# What this task involves
Pick out the lines below with "down" and list them.

# Source excerpt

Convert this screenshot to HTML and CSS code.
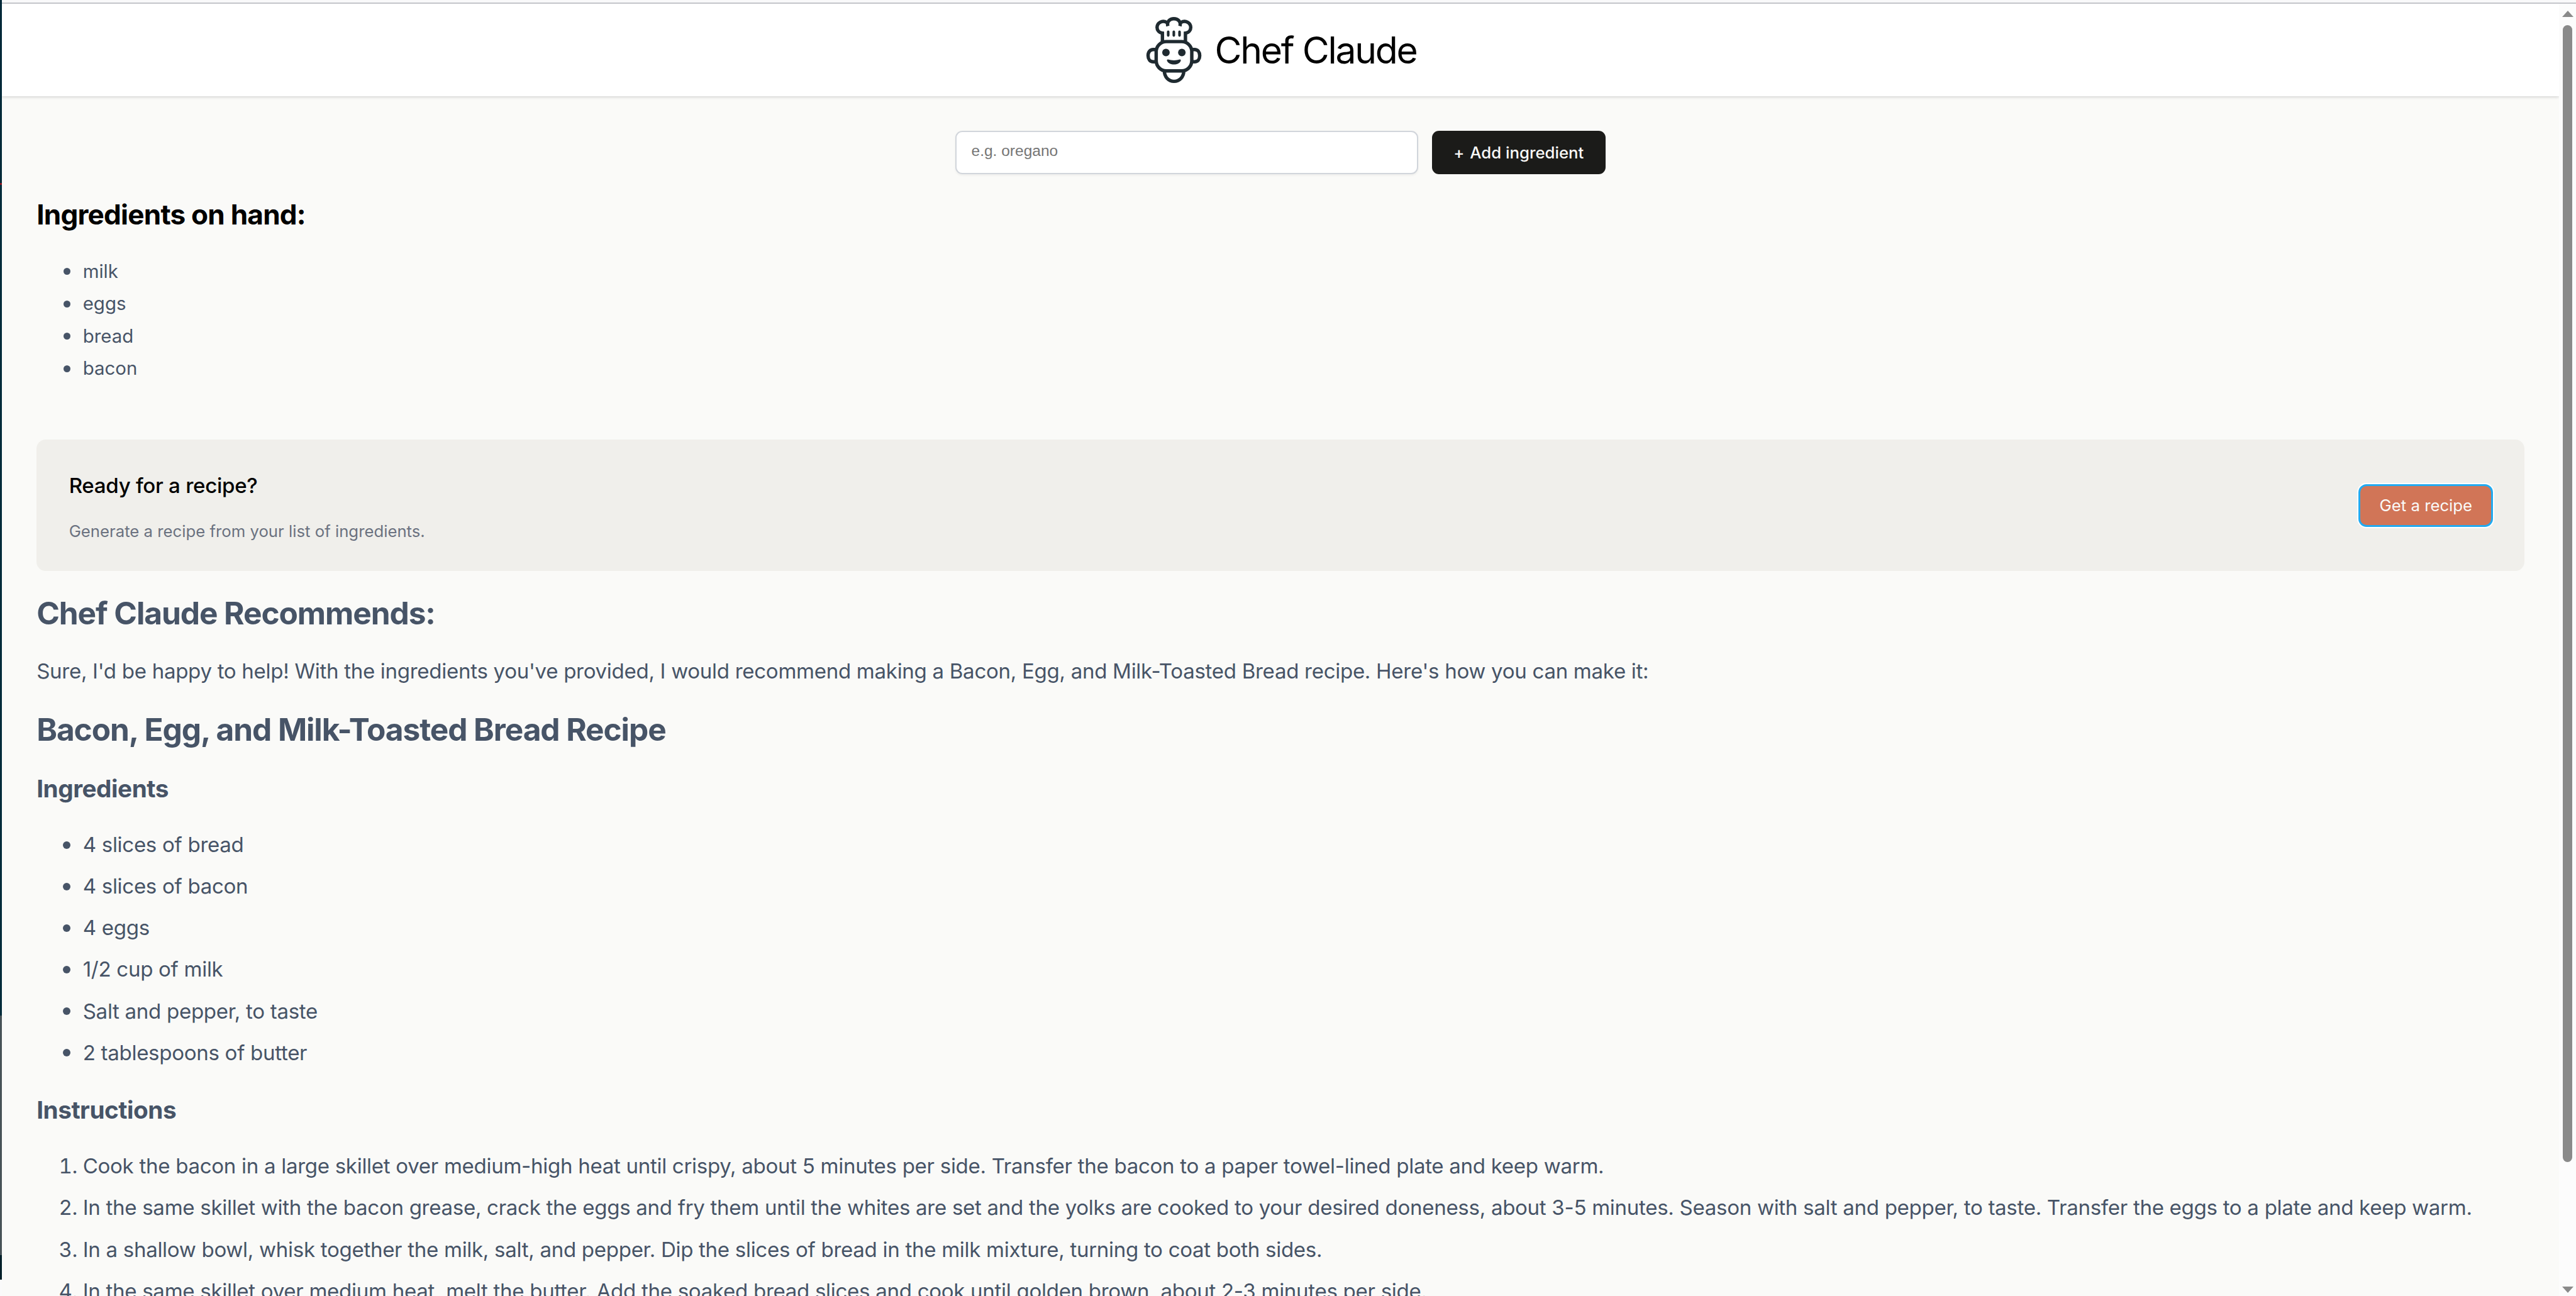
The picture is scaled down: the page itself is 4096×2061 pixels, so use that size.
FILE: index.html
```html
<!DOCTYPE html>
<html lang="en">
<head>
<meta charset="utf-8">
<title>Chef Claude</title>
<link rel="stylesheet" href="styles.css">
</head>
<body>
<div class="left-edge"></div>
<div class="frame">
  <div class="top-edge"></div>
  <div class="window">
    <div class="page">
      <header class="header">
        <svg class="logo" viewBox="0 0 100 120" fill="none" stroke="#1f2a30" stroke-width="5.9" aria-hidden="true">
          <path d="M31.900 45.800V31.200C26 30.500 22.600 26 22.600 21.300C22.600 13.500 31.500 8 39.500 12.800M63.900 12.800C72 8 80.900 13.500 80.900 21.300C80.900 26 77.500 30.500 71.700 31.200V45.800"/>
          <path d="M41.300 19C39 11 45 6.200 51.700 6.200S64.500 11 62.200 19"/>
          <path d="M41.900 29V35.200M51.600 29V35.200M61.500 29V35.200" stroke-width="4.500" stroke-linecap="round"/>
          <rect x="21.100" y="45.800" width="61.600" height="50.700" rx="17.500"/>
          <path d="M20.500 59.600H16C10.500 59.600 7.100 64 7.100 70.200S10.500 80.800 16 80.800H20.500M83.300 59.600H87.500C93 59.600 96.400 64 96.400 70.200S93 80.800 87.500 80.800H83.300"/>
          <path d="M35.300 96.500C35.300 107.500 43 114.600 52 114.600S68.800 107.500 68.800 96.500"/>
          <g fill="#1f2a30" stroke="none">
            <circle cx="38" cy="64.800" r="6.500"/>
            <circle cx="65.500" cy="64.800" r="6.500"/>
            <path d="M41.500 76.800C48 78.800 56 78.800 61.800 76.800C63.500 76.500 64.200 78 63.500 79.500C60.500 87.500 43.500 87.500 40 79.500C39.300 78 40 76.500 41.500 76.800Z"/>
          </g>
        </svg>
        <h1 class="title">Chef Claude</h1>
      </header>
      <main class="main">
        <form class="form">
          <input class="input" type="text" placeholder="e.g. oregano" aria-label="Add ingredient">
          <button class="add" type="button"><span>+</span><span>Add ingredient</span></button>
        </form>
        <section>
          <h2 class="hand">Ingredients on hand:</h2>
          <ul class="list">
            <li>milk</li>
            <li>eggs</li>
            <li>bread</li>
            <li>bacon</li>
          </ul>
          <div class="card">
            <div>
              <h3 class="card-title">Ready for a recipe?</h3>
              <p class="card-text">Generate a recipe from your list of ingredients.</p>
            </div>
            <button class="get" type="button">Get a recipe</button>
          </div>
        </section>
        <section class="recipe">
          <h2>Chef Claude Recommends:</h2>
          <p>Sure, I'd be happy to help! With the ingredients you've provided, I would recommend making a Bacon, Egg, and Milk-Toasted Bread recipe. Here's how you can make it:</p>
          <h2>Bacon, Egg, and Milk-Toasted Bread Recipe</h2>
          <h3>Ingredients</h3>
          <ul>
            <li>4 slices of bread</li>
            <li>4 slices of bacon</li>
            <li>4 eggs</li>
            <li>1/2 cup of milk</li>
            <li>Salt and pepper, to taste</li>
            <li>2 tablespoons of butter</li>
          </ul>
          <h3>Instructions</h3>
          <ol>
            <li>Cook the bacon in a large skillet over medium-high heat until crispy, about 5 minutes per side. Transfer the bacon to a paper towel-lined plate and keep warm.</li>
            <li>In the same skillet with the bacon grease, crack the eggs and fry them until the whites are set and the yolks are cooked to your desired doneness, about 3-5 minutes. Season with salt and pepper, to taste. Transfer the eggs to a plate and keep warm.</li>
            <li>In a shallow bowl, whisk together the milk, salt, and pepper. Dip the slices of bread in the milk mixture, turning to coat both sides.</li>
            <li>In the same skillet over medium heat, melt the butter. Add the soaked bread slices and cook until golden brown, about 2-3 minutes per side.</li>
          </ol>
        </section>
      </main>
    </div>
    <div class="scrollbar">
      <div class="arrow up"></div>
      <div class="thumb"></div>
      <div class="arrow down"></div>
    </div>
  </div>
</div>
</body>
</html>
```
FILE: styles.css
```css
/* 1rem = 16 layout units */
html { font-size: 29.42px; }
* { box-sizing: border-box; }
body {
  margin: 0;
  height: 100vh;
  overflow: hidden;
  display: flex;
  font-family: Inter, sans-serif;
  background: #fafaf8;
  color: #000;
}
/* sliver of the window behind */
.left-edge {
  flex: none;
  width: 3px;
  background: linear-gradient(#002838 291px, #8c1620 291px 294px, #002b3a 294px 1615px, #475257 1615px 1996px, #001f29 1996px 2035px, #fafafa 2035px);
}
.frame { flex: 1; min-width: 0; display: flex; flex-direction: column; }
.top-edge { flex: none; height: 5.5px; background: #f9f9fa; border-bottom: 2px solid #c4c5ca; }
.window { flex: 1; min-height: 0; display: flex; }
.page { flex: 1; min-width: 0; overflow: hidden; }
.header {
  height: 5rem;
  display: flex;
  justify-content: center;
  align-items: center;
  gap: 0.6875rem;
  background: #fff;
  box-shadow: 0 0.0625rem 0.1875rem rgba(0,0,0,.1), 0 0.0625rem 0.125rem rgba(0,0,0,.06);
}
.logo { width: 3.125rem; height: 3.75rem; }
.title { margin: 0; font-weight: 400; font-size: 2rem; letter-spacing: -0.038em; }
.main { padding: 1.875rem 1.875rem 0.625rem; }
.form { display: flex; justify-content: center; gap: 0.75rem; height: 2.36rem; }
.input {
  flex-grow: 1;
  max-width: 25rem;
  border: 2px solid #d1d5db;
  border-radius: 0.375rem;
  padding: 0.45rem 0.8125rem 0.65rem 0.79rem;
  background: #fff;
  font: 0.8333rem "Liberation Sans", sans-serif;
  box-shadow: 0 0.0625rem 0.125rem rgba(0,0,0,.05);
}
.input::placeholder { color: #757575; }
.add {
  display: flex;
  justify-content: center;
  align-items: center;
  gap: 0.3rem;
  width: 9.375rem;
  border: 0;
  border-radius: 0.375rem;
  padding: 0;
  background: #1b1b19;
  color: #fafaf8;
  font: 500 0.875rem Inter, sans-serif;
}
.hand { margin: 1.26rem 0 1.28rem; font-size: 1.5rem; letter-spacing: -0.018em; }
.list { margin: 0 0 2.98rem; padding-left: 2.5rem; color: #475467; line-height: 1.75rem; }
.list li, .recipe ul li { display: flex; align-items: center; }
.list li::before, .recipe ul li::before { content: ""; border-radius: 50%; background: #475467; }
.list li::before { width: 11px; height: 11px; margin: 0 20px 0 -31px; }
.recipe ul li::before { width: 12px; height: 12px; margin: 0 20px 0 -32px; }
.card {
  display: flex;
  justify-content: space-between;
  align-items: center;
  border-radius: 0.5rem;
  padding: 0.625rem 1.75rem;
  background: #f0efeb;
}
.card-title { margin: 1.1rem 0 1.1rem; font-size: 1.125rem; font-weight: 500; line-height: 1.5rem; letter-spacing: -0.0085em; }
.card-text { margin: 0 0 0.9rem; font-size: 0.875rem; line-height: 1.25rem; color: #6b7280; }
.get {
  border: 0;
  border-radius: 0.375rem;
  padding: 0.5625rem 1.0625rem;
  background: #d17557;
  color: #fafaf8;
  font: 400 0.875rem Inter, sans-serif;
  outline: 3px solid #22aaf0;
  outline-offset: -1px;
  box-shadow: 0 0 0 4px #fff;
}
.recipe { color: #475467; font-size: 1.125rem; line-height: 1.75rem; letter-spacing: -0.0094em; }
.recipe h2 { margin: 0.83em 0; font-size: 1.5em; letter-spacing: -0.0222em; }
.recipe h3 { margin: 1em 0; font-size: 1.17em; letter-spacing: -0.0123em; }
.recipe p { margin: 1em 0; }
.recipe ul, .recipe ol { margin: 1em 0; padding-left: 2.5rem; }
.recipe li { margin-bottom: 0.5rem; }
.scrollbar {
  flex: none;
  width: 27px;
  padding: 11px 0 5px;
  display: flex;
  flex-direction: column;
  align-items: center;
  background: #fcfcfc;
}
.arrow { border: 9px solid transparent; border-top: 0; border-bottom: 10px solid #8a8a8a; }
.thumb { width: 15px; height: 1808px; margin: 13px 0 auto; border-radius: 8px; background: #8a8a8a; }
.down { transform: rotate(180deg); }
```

# Right answer
The picture is scaled down: the page itself is 4096×2061 pixels, so use that size.
      <div class="arrow down"></div>
.down { transform: rotate(180deg); }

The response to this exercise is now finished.